* begin Dataset content *

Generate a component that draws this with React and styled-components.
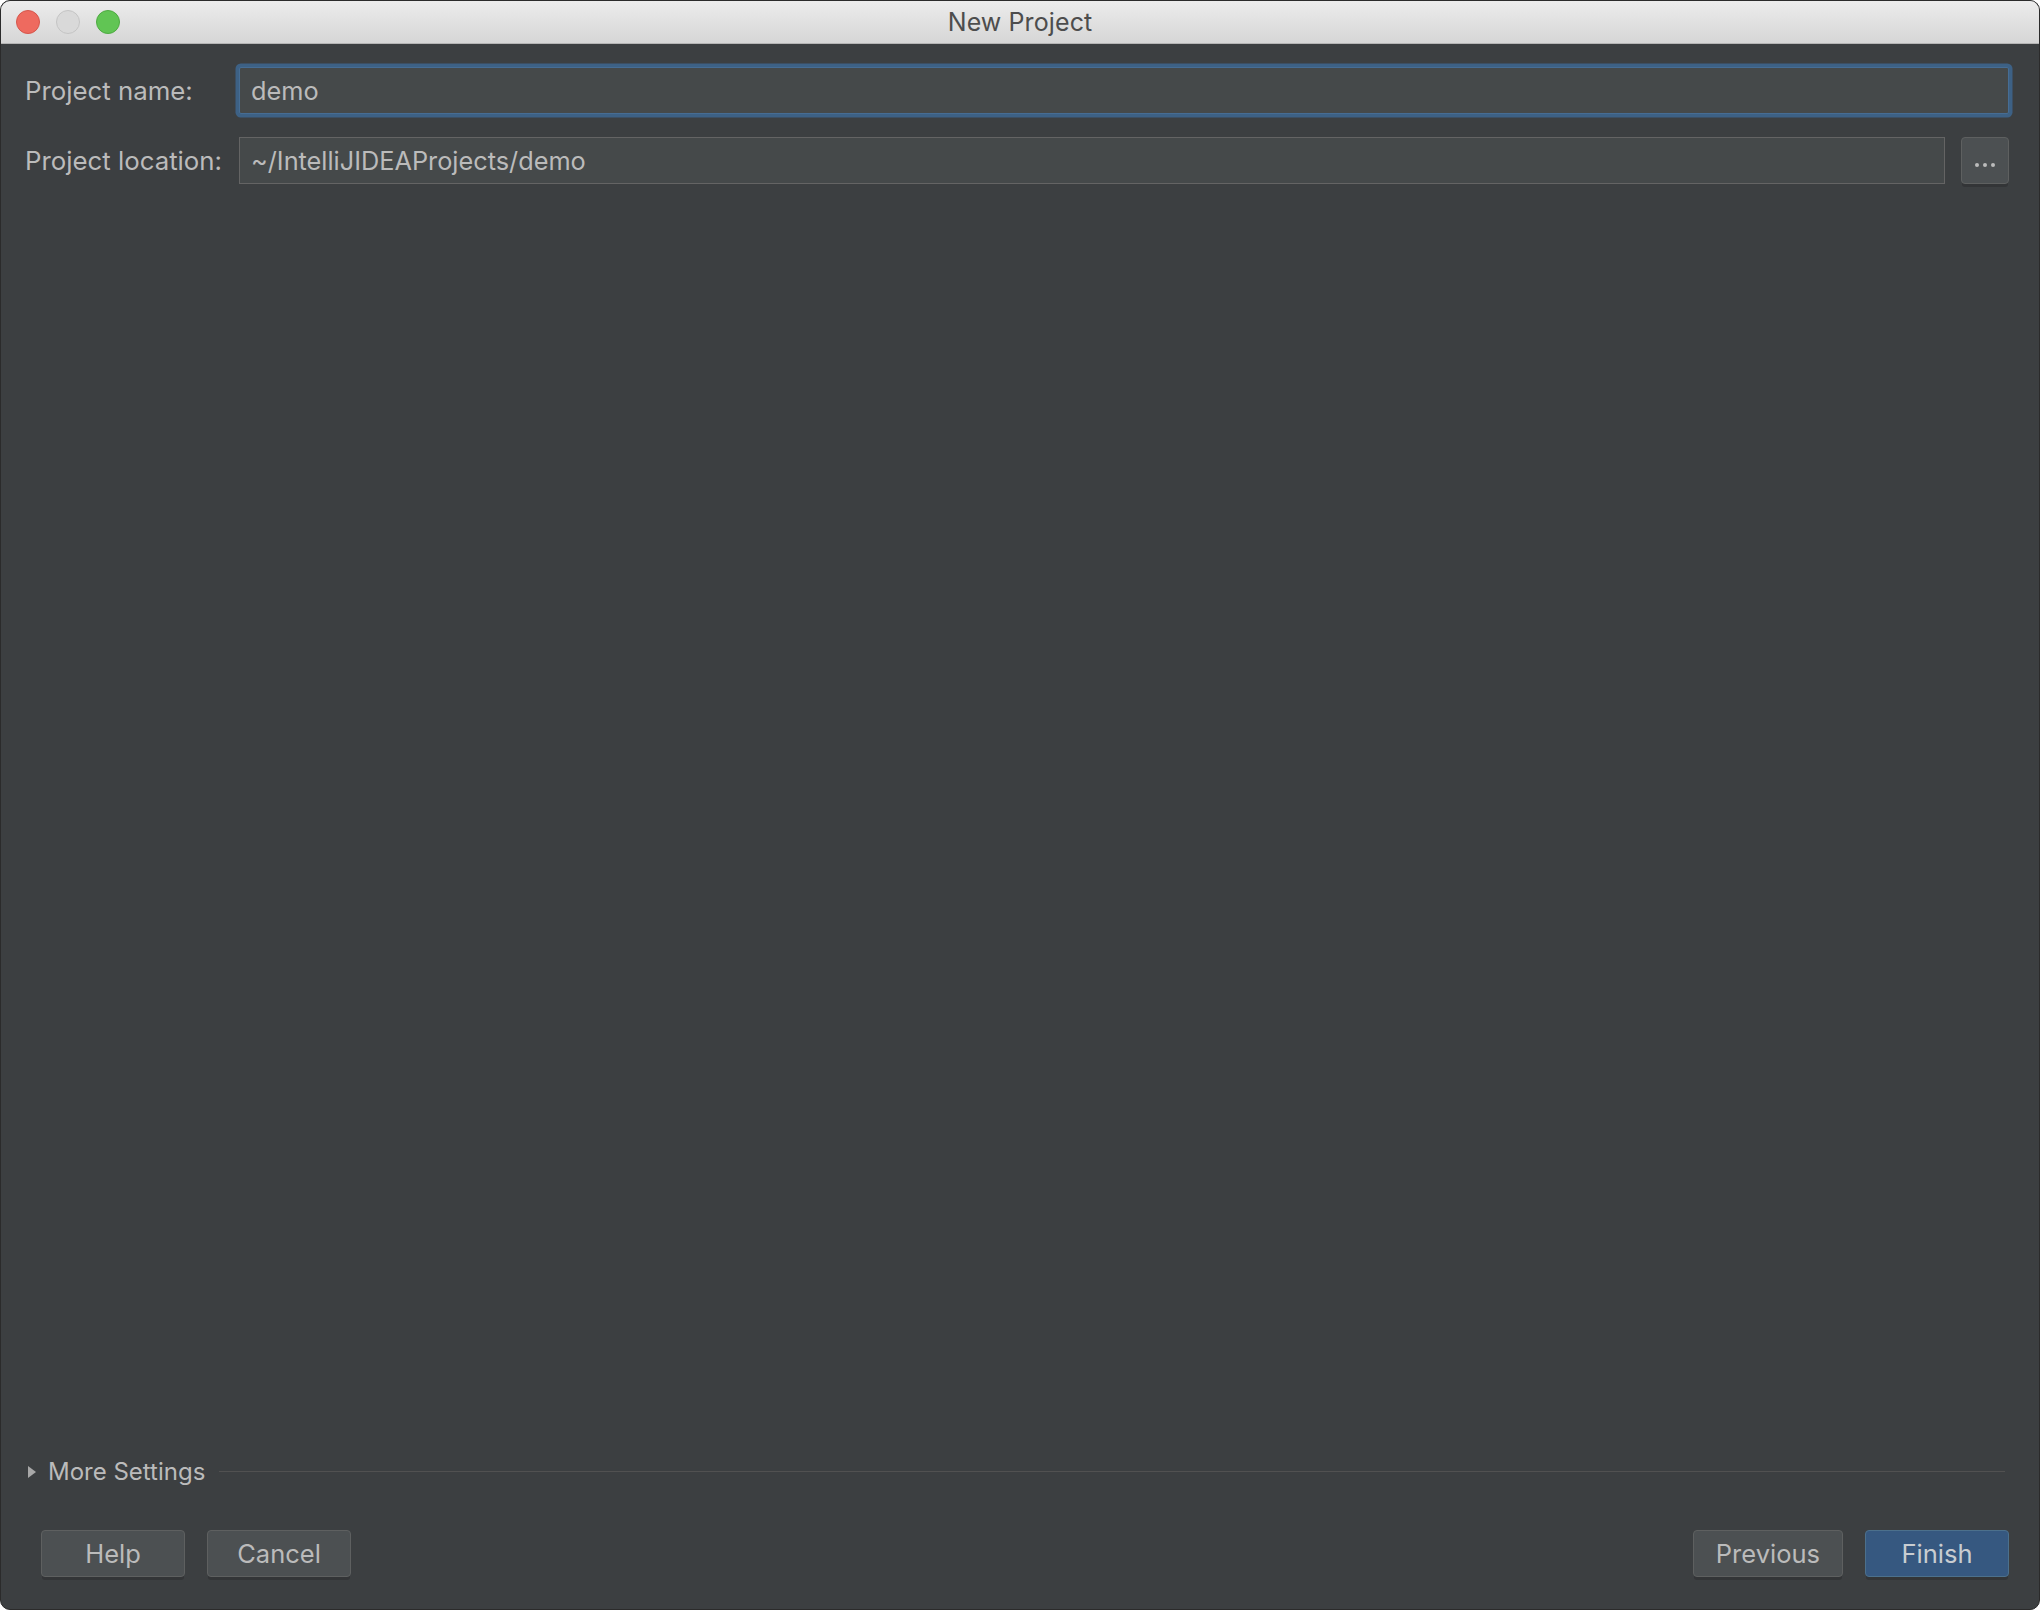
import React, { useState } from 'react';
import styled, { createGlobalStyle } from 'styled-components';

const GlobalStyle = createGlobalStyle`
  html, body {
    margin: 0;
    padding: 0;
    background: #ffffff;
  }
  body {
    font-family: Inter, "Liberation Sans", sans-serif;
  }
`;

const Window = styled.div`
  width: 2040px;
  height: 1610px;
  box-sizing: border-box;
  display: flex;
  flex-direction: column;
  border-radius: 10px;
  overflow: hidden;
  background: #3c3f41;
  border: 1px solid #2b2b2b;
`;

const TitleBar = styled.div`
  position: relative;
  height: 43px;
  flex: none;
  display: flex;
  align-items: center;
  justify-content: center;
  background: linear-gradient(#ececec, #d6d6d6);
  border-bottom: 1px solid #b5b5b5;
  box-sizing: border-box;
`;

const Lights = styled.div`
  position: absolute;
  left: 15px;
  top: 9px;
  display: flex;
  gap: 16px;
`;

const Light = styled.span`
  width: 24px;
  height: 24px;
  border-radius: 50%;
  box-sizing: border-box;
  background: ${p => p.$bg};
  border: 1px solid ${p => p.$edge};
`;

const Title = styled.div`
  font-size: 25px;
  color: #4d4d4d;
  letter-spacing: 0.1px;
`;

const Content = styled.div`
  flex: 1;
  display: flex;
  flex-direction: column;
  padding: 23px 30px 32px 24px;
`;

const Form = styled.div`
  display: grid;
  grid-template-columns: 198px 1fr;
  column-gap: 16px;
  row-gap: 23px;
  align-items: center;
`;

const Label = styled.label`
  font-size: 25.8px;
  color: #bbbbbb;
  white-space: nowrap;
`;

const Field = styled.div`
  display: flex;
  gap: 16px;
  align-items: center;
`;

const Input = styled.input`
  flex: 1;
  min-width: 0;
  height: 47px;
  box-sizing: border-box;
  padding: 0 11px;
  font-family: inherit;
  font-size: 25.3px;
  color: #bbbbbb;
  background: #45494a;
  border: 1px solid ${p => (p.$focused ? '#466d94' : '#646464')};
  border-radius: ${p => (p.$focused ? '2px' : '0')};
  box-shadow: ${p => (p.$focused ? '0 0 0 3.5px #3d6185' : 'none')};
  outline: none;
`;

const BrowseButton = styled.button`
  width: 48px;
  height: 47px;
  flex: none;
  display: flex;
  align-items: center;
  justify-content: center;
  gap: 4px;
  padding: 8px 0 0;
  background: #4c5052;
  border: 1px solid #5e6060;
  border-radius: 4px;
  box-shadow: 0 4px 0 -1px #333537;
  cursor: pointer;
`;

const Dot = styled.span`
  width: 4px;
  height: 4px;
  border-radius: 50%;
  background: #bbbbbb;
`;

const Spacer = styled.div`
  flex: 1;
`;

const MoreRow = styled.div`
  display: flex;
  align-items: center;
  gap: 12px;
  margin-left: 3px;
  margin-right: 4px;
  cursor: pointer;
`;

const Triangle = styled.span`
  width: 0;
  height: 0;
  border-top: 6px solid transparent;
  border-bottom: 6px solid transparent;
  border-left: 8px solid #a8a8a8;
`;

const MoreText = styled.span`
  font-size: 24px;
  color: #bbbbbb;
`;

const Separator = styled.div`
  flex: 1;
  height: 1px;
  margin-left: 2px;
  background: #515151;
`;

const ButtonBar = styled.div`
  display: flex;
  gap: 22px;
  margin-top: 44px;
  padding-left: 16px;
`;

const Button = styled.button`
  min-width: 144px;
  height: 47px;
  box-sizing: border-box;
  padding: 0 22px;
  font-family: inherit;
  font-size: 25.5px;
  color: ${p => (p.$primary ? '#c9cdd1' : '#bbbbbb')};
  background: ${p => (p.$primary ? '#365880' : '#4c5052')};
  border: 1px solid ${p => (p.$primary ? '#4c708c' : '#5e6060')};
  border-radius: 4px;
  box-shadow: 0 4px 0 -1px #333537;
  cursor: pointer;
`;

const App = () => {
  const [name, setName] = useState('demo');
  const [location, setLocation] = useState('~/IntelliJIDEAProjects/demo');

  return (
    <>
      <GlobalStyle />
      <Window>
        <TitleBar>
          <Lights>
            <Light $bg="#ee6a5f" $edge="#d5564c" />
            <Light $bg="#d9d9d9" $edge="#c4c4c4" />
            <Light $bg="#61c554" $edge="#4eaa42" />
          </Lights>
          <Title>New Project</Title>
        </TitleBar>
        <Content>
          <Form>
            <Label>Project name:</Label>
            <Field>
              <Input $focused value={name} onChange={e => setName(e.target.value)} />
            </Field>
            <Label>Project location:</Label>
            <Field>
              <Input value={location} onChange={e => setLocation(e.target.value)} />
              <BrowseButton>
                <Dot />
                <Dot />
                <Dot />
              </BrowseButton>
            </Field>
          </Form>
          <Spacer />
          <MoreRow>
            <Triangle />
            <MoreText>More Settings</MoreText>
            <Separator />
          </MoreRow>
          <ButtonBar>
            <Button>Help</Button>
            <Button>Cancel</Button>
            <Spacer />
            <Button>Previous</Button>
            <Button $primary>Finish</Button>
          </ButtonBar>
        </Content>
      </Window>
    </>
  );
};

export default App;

* end Dataset content *

Pictures are excluded; output everything else in the data verbatim.

• Response:
Generate a component that draws this with React and styled-components.
import React, { useState } from 'react';
import styled, { createGlobalStyle } from 'styled-components';

const GlobalStyle = createGlobalStyle`
  html, body {
    margin: 0;
    padding: 0;
    background: #ffffff;
  }
  body {
    font-family: Inter, "Liberation Sans", sans-serif;
  }
`;

const Window = styled.div`
  width: 2040px;
  height: 1610px;
  box-sizing: border-box;
  display: flex;
  flex-direction: column;
  border-radius: 10px;
  overflow: hidden;
  background: #3c3f41;
  border: 1px solid #2b2b2b;
`;

const TitleBar = styled.div`
  position: relative;
  height: 43px;
  flex: none;
  display: flex;
  align-items: center;
  justify-content: center;
  background: linear-gradient(#ececec, #d6d6d6);
  border-bottom: 1px solid #b5b5b5;
  box-sizing: border-box;
`;

const Lights = styled.div`
  position: absolute;
  left: 15px;
  top: 9px;
  display: flex;
  gap: 16px;
`;

const Light = styled.span`
  width: 24px;
  height: 24px;
  border-radius: 50%;
  box-sizing: border-box;
  background: ${p => p.$bg};
  border: 1px solid ${p => p.$edge};
`;

const Title = styled.div`
  font-size: 25px;
  color: #4d4d4d;
  letter-spacing: 0.1px;
`;

const Content = styled.div`
  flex: 1;
  display: flex;
  flex-direction: column;
  padding: 23px 30px 32px 24px;
`;

const Form = styled.div`
  display: grid;
  grid-template-columns: 198px 1fr;
  column-gap: 16px;
  row-gap: 23px;
  align-items: center;
`;

const Label = styled.label`
  font-size: 25.8px;
  color: #bbbbbb;
  white-space: nowrap;
`;

const Field = styled.div`
  display: flex;
  gap: 16px;
  align-items: center;
`;

const Input = styled.input`
  flex: 1;
  min-width: 0;
  height: 47px;
  box-sizing: border-box;
  padding: 0 11px;
  font-family: inherit;
  font-size: 25.3px;
  color: #bbbbbb;
  background: #45494a;
  border: 1px solid ${p => (p.$focused ? '#466d94' : '#646464')};
  border-radius: ${p => (p.$focused ? '2px' : '0')};
  box-shadow: ${p => (p.$focused ? '0 0 0 3.5px #3d6185' : 'none')};
  outline: none;
`;

const BrowseButton = styled.button`
  width: 48px;
  height: 47px;
  flex: none;
  display: flex;
  align-items: center;
  justify-content: center;
  gap: 4px;
  padding: 8px 0 0;
  background: #4c5052;
  border: 1px solid #5e6060;
  border-radius: 4px;
  box-shadow: 0 4px 0 -1px #333537;
  cursor: pointer;
`;

const Dot = styled.span`
  width: 4px;
  height: 4px;
  border-radius: 50%;
  background: #bbbbbb;
`;

const Spacer = styled.div`
  flex: 1;
`;

const MoreRow = styled.div`
  display: flex;
  align-items: center;
  gap: 12px;
  margin-left: 3px;
  margin-right: 4px;
  cursor: pointer;
`;

const Triangle = styled.span`
  width: 0;
  height: 0;
  border-top: 6px solid transparent;
  border-bottom: 6px solid transparent;
  border-left: 8px solid #a8a8a8;
`;

const MoreText = styled.span`
  font-size: 24px;
  color: #bbbbbb;
`;

const Separator = styled.div`
  flex: 1;
  height: 1px;
  margin-left: 2px;
  background: #515151;
`;

const ButtonBar = styled.div`
  display: flex;
  gap: 22px;
  margin-top: 44px;
  padding-left: 16px;
`;

const Button = styled.button`
  min-width: 144px;
  height: 47px;
  box-sizing: border-box;
  padding: 0 22px;
  font-family: inherit;
  font-size: 25.5px;
  color: ${p => (p.$primary ? '#c9cdd1' : '#bbbbbb')};
  background: ${p => (p.$primary ? '#365880' : '#4c5052')};
  border: 1px solid ${p => (p.$primary ? '#4c708c' : '#5e6060')};
  border-radius: 4px;
  box-shadow: 0 4px 0 -1px #333537;
  cursor: pointer;
`;

const App = () => {
  const [name, setName] = useState('demo');
  const [location, setLocation] = useState('~/IntelliJIDEAProjects/demo');

  return (
    <>
      <GlobalStyle />
      <Window>
        <TitleBar>
          <Lights>
            <Light $bg="#ee6a5f" $edge="#d5564c" />
            <Light $bg="#d9d9d9" $edge="#c4c4c4" />
            <Light $bg="#61c554" $edge="#4eaa42" />
          </Lights>
          <Title>New Project</Title>
        </TitleBar>
        <Content>
          <Form>
            <Label>Project name:</Label>
            <Field>
              <Input $focused value={name} onChange={e => setName(e.target.value)} />
            </Field>
            <Label>Project location:</Label>
            <Field>
              <Input value={location} onChange={e => setLocation(e.target.value)} />
              <BrowseButton>
                <Dot />
                <Dot />
                <Dot />
              </BrowseButton>
            </Field>
          </Form>
          <Spacer />
          <MoreRow>
            <Triangle />
            <MoreText>More Settings</MoreText>
            <Separator />
          </MoreRow>
          <ButtonBar>
            <Button>Help</Button>
            <Button>Cancel</Button>
            <Spacer />
            <Button>Previous</Button>
            <Button $primary>Finish</Button>
          </ButtonBar>
        </Content>
      </Window>
    </>
  );
};

export default App;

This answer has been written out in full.